One of my favorite rock biographies that I’ve ever read is a dog-eared copy of a book penned by former road manager Johnny Green & Garry Barker called, A Riot of Our Own: Night and Day with the Clash. I’ve passed this one on to friends and gotten it back by mail with compliments more than a few times in the past from touring bands, giving it out with the promise of a (hopeful) return. Each time someone spots it, I have the urge to give it away just so that it can be read and enjoyed by someone else.

Image from Amazon
A Riot of Our Own: Night and Day with the Clash by Johnny Green, Garry Barker

It’s made it into my all-time favorite rock biographies because of its ability to grab hold of my imagination no matter what part of the book I open a page to – The Clash in the late 1970s. Watching Rude Boy always kind of gave me that feeling too and I think that’s where this book got me as well – it sucked me right in through the eyes of Someone Who Was There, possibly getting spit on, sweat on and kicked, but there – sleeping in the tour bus, and knee-deep in the chaos.
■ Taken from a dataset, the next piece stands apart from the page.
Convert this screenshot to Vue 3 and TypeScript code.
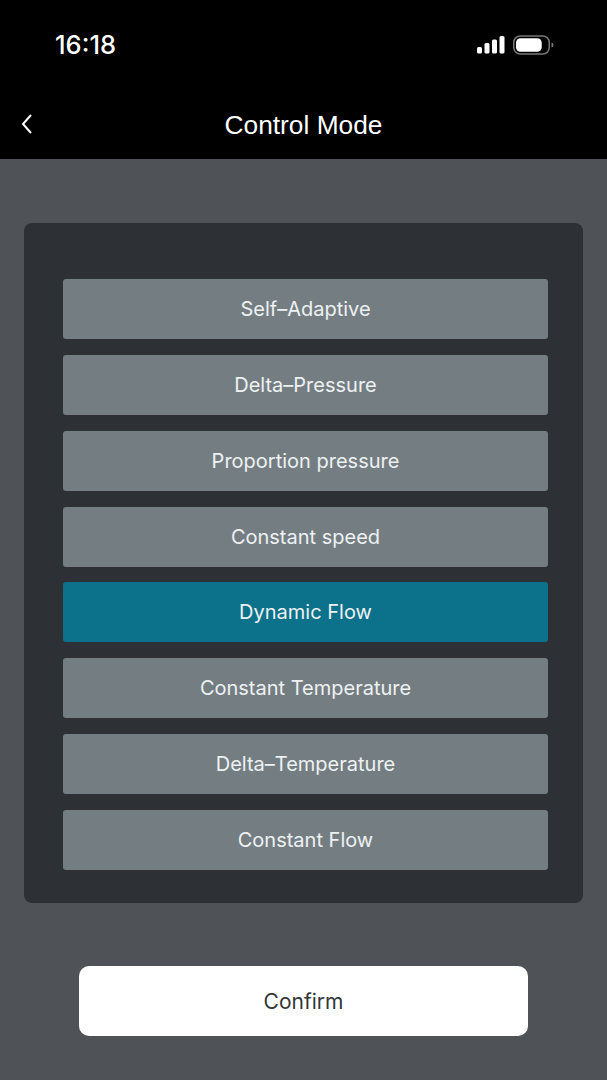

It made me feel like I was part of the crew, along for the ride. No BS, and a really strong narrative!

Image from Amazon
The Replacements’ Let It Be (33 1/3) by Colin Meloy

Another cool collection that I highly recommend, not necessarily all “rock biography” per se, but still worth a mention, are the books from the 33 1/3 series. I’ve only read The Replacements’ Let It Be, by Colin Meloy (lead singer for The Decemberists), but thoroughly enjoyed it, and I plan to pick up others. Meloy’s touching and personal essay detailed how hearing The Replacements album Let It Be impacted his life and that of his best friend in his early teens.